Scott, who hails from North Charleston, South Carolina, nearly dropped out of high school. His life turned around when he befriended a businessman who became a mentor and stressed the value of hard work. After completing his graduation, he entered the insurance and real estate businesses and was elected to the Charleston County Council. He was a co-chairman of the 1996 reelection campaign of Sen. Strom Thurmond, R-S.C., an overt segregationist decades earlier.

When Scott was elected to the House in 2010, his closest GOP primary rival was Thurmond’s son Paul.



 

Governor Nikki Haley appointed Scott to the Senate in 2013 when former Sen Jim DeMint stepped down to run the Heritage Foundation, a conservative think tank. This appointment made Scott the first Black senator to represent a Southern state since the Reconstruction era following the Civil War. Scott then won a 2014 special election for his Senate seat and was reelected in 2016. 

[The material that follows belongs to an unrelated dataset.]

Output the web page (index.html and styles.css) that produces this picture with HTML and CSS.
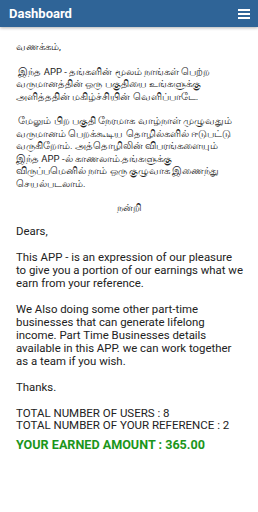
FILE: index.html
```html
<!DOCTYPE html>
<html lang="ta">
<head>
<meta charset="UTF-8">
<meta name="viewport" content="width=device-width, initial-scale=1.0">
<title>Dashboard</title>
<link rel="stylesheet" href="styles.css">
</head>
<body>

<!-- ヘッダー -->
<div class="topBar">
  <span class="topTitle">Dashboard</span>
  <svg class="menuIcon" width="12" height="10" viewBox="0 0 12 10">
    <rect x="0" y="0" width="12" height="2" fill="#fff"/>
    <rect x="0" y="4" width="12" height="2" fill="#fff"/>
    <rect x="0" y="8" width="12" height="2" fill="#fff"/>
  </svg>
</div>

<!-- 本文 -->
<div class="content">
  <p class="tamil">வணக்கம்,</p>
  <p class="tamil">&nbsp;இந்த APP - தங்களின் மூலம் நாங்கள் பெற்ற வருமானத்தின் ஒரு பகுதியை உங்களுக்கு அளித்ததின் மகிழ்ச்சியின் வெளிப்பாடே.</p>
  <p class="tamil">&nbsp;மேலும் பிற பகுதி நேரமாக வாழ்நாள் முழுவதும் வருமானம் பெறக்கூடிய தொழில்களில் ஈடுபட்டு வருகிறோம். அத்தொழிலின் விபரங்களையும் இந்த APP -ல் காணலாம்.தங்களுக்கு விருப்பமெனில் நாம் ஒரு குழுவாக இணைந்து செயல்படலாம்.</p>
  <p class="tamil thanks">நன்றி</p>
  <p>Dears,</p>
  <p>This APP - is an expression of our pleasure to give you a portion of our earnings what we earn from your reference.</p>
  <p>We Also doing some other part-time businesses that can generate lifelong income. Part Time Businesses details available in this APP. we can work together as a team if you wish.</p>
  <p>Thanks.</p>
  <div class="stats">
    <div>TOTAL NUMBER OF USERS : 8</div>
    <div>TOTAL NUMBER OF YOUR REFERENCE : 2</div>
  </div>
  <div class="earned">YOUR EARNED AMOUNT : 365.00</div>
</div>

</body>
</html>
```

FILE: styles.css
```css
body {
  margin: 0;
  font-family: Roboto, 'Noto Sans', sans-serif;
  background-color: #fff;
  color: #222;
}
.topBar {
  height: 27px;
  background-color: #2f6497;
  display: flex;
  align-items: center;
  justify-content: space-between;
  padding: 0 8px 0 9px;
  box-shadow: 0 1px 3px rgba(0, 0, 0, 0.3);
}
.topTitle {
  color: #fff;
  font-weight: bold;
  font-size: 13px;
}
.menuIcon {
  display: block;
}
.content {
  padding: 14px 15px 0 16px;
  font-size: 11.4px;
  line-height: 13px;
}
.content p {
  margin: 0 0 13px 0;
}
.content p.tamil {
  font-size: 9.5px;
  line-height: 12.5px;
  margin-bottom: 12px;
}
.content p.thanks {
  text-align: center;
  margin-bottom: 10px;
}
.stats {
  font-size: 11.5px;
  line-height: 12.5px;
}
.earned {
  margin-top: 6px;
  color: #1b961b;
  font-weight: bold;
  font-size: 12.6px;
}
```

Before entering politics, Scott ran an insurance agency, which he still owns. He sits on the Senate Finance Committee, Senate Committee on Health, Education, Labor and Pensions, Senate Committee on Banking, Housing and Urban Affairs and three others.



 

Scott and his brothers were raised by his mother, Frances Scott, in Charleston, SC. "To every kid growing up in poverty wondering if fitting in means dumbing down, the answer is no," Scott told The Post and Courier in a profile of the senator and his mother. "To every single mom who struggles to make ends meet, who wonders if her efforts are in vain, they are not."



 

Political analysts have been tossing around the idea of a 2024 Republican presidential run by Scott, 55. "Best person in all of politics," former South Carolina Rep. Trey Gowdy wrote on Twitter in 2020. "Incredible story of hope and perseverance. He'd make an amazing POTUS one day."



 

Scott has remained a party loyalist who seldom makes waves and, like many Republicans, often avoided publicly criticizing Donald Trump. Scott voted against removing Trump from office after the former president was impeached for igniting the January 6, 2021 attack on the Capitol, saying later, “The one person I don’t blame is President Trump.” 

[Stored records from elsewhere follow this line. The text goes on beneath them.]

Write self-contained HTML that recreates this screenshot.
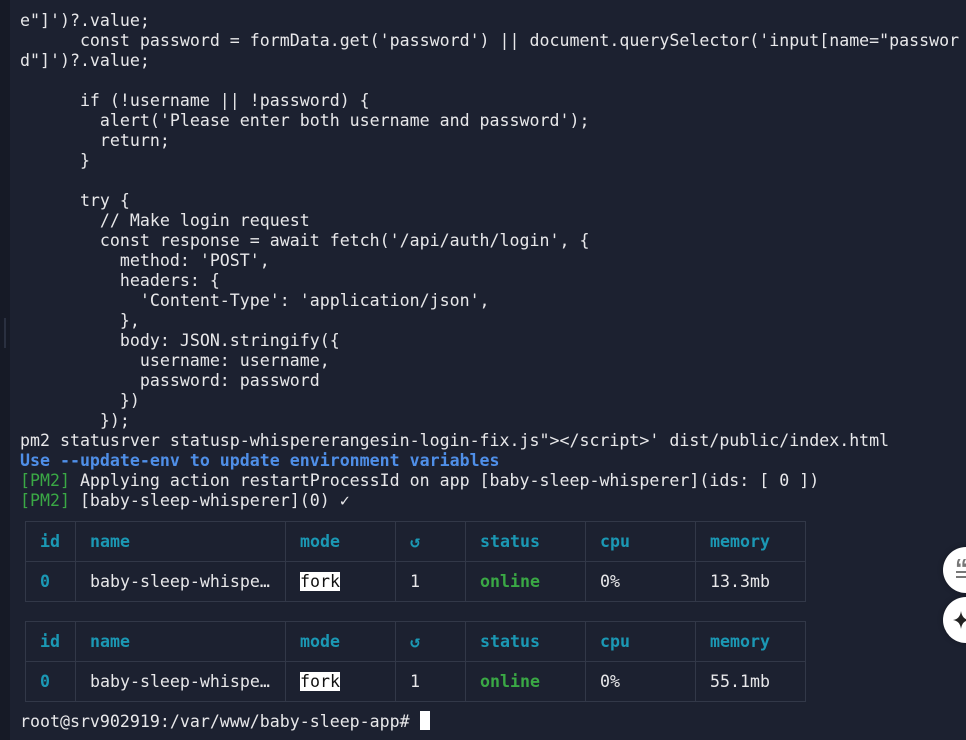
<!DOCTYPE html>
<html><head><meta charset="utf-8"><style>
*{margin:0;padding:0;box-sizing:border-box}
html,body{width:966px;height:740px;overflow:hidden;background:#1c2130}
body{position:relative;font-family:"DejaVu Sans Mono","Liberation Mono",monospace;font-size:16.6px;color:#e8e8ea}
.strip{position:absolute;left:0;top:0;width:10px;height:740px;background:#161a26}
.grip{position:absolute;left:4px;top:318px;width:2px;height:30px;background:#2a3040}
pre{position:absolute;left:20px;top:11px;font:inherit;line-height:20px;white-space:pre}
.b{color:#4f8fe8;font-weight:bold}
.g{color:#3aa845}
table{position:absolute;left:25px;border-collapse:collapse;font:inherit}
td{border:1px solid #323848;height:40px;padding:0 0 0 14px;white-space:pre}
.h td{color:#1b98b4;font-weight:bold}
.on{color:#3aa845;font-weight:bold}
.fork{background:#fff;color:#111}
.c0{color:#1b98b4;font-weight:bold}
.btn{position:absolute;width:46px;height:46px;border-radius:50%;background:#fff;left:943px;box-shadow:0 0 6px rgba(0,0,0,.3)}
.cur{display:inline-block;width:10px;height:19px;background:#fff;vertical-align:-3px}
</style></head><body>
<div class="strip"></div><div class="grip"></div>
<pre>e"]')?.value;
      const password = formData.get('password') || document.querySelector('input[name="passwor
d"]')?.value;

      if (!username || !password) {
        alert('Please enter both username and password');
        return;
      }

      try {
        // Make login request
        const response = await fetch('/api/auth/login', {
          method: 'POST',
          headers: {
            'Content-Type': 'application/json',
          },
          body: JSON.stringify({
            username: username,
            password: password
          })
        });
pm2 statusrver statusp-whispererangesin-login-fix.js"&gt;&lt;/script&gt;' dist/public/index.html
<span class="b">Use --update-env to update environment variables</span>
<span class="g">[PM2]</span> Applying action restartProcessId on app [baby-sleep-whisperer](ids: [ 0 ])
<span class="g">[PM2]</span> [baby-sleep-whisperer](0) ✓</pre>
<table style="top:521px">
<colgroup><col style="width:50px"><col style="width:210px"><col style="width:110px"><col style="width:70px"><col style="width:120px"><col style="width:110px"><col style="width:110px"></colgroup>
<tr class="h"><td>id</td><td>name</td><td>mode</td><td>↺</td><td>status</td><td>cpu</td><td>memory</td></tr>
<tr><td class="c0">0</td><td>baby-sleep-whispe…</td><td><span class="fork">fork</span></td><td>1</td><td class="on">online</td><td>0%</td><td>13.3mb</td></tr>
</table>
<table style="top:621px">
<colgroup><col style="width:50px"><col style="width:210px"><col style="width:110px"><col style="width:70px"><col style="width:120px"><col style="width:110px"><col style="width:110px"></colgroup>
<tr class="h"><td>id</td><td>name</td><td>mode</td><td>↺</td><td>status</td><td>cpu</td><td>memory</td></tr>
<tr><td class="c0">0</td><td>baby-sleep-whispe…</td><td><span class="fork">fork</span></td><td>1</td><td class="on">online</td><td>0%</td><td>55.1mb</td></tr>
</table>
<pre style="top:711px">root@srv902919:/var/www/baby-sleep-app# <span class="cur"></span></pre>
<div class="btn" style="top:547px">
<svg width="46" height="46" style="position:absolute;left:0;top:0"><text x="12" y="30" font-size="26" font-weight="bold" fill="#777" font-family="Liberation Sans,sans-serif">“</text><rect x="13" y="24" width="12" height="2" fill="#777"/><rect x="13" y="29" width="12" height="2" fill="#777"/></svg>
</div>
<div class="btn" style="top:597px">
<svg width="46" height="46" style="position:absolute;left:0;top:0"><path d="M18 14 Q19 22 26 23 Q19 24 18 32 Q17 24 10 23 Q17 22 18 14Z" fill="#222"/></svg>
</div>
</body></html>
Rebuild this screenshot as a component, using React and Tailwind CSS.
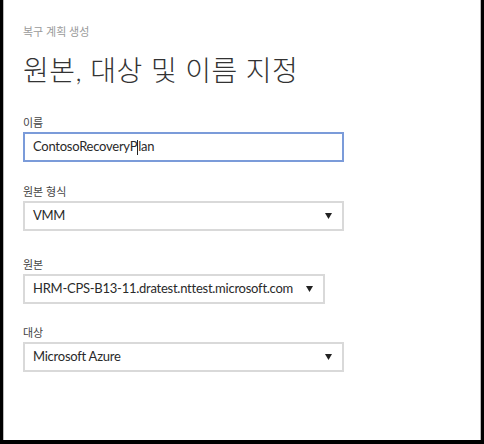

Scott, among only 11 Black senators in history, has also previously detailed his own distressing encounters with the law. He’s described being pulled over 18 times while driving since 2000 and being stopped by a US Capitol security officer who didn’t recognize him as recently as 2019, even though Scott was wearing a senator’s lapel pin. “While I thank God I have not endured bodily harm, I have, however, felt the pressure applied by the scales of justice when they are slanted,” he said during a 2016 Senate speech. “I have felt the anger, the frustration, the sadness and the humiliation that comes with feeling like you’re being targeted for nothing more than being just yourself.”